Aim of the task:
Collect each line holding the string "index".

Input material:
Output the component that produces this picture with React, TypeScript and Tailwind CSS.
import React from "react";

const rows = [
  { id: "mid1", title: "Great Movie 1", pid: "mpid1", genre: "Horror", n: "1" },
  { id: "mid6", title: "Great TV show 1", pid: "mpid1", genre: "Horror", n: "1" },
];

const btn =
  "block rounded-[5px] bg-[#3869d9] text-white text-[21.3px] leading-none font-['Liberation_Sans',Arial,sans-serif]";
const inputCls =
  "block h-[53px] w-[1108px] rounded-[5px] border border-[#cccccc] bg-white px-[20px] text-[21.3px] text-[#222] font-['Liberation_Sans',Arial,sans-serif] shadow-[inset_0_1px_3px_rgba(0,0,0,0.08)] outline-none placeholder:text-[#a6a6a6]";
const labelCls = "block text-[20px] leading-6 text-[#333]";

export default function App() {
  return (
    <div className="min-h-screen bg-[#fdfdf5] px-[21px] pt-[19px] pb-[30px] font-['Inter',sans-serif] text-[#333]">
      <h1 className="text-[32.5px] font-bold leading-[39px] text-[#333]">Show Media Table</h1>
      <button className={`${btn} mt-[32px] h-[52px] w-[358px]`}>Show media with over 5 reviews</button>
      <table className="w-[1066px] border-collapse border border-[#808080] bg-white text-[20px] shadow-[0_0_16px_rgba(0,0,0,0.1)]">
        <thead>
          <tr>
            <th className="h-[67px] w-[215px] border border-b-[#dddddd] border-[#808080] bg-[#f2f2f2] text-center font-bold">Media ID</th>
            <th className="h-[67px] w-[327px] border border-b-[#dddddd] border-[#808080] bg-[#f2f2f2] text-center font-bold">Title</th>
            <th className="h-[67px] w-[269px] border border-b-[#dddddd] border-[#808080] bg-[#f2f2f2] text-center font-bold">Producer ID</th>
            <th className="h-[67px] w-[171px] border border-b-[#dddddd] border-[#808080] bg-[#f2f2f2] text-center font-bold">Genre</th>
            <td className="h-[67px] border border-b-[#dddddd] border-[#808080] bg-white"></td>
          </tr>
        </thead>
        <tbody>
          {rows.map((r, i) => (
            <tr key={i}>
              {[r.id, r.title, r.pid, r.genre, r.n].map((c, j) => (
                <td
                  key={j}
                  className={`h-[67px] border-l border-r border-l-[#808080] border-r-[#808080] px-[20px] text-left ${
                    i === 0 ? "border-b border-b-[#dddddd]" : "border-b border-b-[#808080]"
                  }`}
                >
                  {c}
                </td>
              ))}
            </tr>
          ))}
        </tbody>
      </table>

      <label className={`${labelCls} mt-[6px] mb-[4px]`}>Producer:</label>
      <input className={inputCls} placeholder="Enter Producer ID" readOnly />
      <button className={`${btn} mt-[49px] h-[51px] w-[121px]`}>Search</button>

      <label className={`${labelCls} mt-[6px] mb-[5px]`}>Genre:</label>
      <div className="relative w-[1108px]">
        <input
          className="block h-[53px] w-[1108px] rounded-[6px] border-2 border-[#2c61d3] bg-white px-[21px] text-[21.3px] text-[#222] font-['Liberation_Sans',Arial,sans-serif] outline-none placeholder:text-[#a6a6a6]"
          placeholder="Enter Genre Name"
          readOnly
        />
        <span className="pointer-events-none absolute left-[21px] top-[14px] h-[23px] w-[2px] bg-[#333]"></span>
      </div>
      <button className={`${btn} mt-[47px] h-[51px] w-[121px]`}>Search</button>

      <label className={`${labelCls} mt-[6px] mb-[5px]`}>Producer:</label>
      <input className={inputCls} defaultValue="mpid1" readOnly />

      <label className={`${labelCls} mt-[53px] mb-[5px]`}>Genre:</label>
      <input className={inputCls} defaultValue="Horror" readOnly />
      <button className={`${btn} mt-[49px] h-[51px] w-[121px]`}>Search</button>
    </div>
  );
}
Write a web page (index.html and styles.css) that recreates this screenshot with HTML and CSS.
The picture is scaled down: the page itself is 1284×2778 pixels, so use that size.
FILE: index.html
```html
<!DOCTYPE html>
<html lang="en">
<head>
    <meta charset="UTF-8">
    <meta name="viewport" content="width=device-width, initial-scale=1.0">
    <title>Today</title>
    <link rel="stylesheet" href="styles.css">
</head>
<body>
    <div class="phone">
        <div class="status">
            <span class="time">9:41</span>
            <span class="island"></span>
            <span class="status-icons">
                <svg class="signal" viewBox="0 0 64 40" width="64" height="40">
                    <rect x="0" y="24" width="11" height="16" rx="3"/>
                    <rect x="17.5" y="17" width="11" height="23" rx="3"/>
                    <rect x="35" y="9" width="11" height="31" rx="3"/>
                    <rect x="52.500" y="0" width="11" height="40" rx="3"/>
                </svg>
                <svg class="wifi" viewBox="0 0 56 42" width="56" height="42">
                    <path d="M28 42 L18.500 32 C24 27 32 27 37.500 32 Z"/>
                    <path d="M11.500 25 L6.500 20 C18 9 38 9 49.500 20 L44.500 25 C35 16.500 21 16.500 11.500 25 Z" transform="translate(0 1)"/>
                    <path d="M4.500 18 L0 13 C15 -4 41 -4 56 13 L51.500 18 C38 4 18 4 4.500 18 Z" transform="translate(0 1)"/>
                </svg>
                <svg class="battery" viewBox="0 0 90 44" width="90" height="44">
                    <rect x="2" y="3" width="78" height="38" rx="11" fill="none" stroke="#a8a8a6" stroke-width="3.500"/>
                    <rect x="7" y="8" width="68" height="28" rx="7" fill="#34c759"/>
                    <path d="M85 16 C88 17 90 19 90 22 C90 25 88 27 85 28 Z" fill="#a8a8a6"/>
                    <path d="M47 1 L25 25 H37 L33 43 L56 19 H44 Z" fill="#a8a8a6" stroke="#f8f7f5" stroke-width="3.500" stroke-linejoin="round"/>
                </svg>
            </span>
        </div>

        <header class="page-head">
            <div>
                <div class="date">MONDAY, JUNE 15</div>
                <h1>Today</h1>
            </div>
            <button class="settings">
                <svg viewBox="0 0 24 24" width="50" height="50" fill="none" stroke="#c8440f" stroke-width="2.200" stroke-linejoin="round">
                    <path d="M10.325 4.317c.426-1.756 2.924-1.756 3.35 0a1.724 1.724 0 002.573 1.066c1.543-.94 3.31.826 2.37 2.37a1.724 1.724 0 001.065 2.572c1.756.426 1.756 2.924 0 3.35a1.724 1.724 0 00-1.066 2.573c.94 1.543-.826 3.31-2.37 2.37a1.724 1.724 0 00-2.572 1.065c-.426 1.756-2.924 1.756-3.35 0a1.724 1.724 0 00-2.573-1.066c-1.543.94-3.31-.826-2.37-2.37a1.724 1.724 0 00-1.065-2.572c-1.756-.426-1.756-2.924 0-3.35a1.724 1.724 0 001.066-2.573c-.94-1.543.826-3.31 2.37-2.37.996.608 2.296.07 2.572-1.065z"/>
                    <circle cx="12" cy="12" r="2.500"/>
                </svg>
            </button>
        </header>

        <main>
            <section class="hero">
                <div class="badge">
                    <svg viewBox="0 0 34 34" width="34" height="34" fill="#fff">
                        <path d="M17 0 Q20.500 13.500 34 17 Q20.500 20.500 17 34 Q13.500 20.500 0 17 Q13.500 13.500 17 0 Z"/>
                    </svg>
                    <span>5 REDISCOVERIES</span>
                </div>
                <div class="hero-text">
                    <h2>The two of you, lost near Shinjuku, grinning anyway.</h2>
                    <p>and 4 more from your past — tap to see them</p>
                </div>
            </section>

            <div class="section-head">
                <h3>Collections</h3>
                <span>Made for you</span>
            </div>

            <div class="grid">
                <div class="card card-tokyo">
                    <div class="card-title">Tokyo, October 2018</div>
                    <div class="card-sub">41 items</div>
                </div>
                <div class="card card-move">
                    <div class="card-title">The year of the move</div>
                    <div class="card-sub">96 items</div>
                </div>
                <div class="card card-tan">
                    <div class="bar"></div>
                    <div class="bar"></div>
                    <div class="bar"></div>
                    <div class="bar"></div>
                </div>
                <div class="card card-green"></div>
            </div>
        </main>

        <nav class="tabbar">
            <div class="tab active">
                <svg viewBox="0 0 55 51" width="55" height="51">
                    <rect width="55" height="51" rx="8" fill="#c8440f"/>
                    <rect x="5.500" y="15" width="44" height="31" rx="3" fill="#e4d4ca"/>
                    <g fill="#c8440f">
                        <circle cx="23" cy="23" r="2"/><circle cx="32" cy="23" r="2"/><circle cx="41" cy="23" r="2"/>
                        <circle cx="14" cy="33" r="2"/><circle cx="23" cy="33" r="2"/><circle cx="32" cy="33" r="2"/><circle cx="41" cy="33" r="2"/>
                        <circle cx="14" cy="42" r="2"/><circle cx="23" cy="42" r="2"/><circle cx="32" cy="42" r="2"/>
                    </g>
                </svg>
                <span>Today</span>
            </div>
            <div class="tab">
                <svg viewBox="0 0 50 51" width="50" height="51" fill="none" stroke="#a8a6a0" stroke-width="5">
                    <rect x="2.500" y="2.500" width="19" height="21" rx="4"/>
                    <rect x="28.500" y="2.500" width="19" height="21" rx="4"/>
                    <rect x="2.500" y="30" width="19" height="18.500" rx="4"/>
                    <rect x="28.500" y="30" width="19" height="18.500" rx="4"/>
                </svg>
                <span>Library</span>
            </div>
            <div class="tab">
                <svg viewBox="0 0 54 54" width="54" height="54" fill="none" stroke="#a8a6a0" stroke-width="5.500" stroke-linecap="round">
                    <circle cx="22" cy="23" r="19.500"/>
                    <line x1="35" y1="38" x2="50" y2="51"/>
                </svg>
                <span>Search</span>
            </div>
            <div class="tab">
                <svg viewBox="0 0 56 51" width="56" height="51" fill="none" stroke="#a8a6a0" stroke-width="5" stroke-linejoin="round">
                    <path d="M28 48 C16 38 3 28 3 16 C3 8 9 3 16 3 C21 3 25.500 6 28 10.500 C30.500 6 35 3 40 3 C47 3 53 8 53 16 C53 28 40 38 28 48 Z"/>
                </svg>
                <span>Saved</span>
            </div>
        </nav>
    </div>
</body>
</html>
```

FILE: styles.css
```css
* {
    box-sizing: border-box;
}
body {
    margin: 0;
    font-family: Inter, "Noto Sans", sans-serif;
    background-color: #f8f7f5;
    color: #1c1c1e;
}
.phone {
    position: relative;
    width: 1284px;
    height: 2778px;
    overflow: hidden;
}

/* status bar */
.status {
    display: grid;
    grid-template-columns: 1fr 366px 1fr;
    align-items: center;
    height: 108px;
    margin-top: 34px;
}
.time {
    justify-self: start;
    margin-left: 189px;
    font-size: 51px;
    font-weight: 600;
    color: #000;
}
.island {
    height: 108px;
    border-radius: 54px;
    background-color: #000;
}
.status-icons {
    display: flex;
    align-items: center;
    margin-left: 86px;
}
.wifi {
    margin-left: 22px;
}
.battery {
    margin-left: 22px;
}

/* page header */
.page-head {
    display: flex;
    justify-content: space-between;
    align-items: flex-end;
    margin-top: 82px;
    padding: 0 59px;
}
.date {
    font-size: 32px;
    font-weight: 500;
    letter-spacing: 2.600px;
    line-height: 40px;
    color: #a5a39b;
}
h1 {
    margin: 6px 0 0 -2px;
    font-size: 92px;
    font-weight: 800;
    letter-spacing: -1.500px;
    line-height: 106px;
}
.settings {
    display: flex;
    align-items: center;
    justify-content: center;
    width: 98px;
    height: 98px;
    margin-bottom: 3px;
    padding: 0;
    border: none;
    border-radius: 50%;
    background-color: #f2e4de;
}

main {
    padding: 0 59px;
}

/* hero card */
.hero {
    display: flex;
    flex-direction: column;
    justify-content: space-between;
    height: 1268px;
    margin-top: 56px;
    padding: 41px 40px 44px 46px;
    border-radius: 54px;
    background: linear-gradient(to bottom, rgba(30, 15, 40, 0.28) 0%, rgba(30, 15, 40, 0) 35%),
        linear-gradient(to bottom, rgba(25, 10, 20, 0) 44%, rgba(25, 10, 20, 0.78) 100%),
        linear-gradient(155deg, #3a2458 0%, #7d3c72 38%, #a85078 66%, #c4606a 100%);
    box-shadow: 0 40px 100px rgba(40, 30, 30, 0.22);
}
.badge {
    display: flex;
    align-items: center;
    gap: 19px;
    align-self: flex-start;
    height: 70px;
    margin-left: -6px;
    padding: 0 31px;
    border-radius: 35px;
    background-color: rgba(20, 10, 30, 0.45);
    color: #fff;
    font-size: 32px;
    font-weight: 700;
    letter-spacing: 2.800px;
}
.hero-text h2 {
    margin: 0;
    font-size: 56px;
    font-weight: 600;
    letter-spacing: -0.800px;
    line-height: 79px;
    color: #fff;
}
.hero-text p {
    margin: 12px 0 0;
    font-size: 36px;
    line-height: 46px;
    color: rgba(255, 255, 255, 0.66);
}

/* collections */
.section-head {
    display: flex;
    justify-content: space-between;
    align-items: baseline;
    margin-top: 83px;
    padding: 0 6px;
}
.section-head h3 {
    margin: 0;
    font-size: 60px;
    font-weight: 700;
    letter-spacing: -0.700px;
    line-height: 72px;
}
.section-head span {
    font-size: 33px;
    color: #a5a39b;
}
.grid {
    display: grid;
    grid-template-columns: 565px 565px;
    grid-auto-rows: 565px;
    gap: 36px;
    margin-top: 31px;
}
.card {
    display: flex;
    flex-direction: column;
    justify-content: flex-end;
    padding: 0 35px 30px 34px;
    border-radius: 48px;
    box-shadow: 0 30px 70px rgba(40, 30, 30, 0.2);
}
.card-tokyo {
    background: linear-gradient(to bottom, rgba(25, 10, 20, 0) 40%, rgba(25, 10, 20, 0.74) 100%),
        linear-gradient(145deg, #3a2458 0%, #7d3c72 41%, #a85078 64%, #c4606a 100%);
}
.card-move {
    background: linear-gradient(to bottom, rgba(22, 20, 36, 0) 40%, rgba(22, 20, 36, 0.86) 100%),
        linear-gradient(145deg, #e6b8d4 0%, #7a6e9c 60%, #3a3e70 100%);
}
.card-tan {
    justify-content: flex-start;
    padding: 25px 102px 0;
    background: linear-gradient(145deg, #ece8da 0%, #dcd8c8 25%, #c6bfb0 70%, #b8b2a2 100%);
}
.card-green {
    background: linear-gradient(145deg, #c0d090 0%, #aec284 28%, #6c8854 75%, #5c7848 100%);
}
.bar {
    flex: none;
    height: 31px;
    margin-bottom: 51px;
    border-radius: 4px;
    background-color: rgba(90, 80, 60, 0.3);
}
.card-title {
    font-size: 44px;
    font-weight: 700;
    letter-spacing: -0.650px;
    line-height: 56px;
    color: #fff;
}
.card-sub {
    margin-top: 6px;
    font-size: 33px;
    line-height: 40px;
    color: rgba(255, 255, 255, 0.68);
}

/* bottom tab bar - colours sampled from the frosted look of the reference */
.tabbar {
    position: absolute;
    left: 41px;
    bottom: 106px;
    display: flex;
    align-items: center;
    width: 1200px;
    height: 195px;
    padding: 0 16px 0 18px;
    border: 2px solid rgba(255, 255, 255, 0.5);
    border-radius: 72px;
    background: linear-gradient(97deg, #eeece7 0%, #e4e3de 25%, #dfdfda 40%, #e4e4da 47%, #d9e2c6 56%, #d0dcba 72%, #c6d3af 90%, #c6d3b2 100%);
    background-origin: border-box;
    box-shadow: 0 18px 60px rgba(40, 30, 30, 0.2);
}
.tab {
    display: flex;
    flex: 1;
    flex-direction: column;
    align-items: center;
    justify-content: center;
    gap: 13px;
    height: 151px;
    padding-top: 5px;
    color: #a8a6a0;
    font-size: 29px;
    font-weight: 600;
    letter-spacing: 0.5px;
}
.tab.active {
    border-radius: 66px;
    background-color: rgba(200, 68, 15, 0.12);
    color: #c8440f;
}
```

Exercise output:
Write a web page (index.html and styles.css) that recreates this screenshot with HTML and CSS.
FILE: index.html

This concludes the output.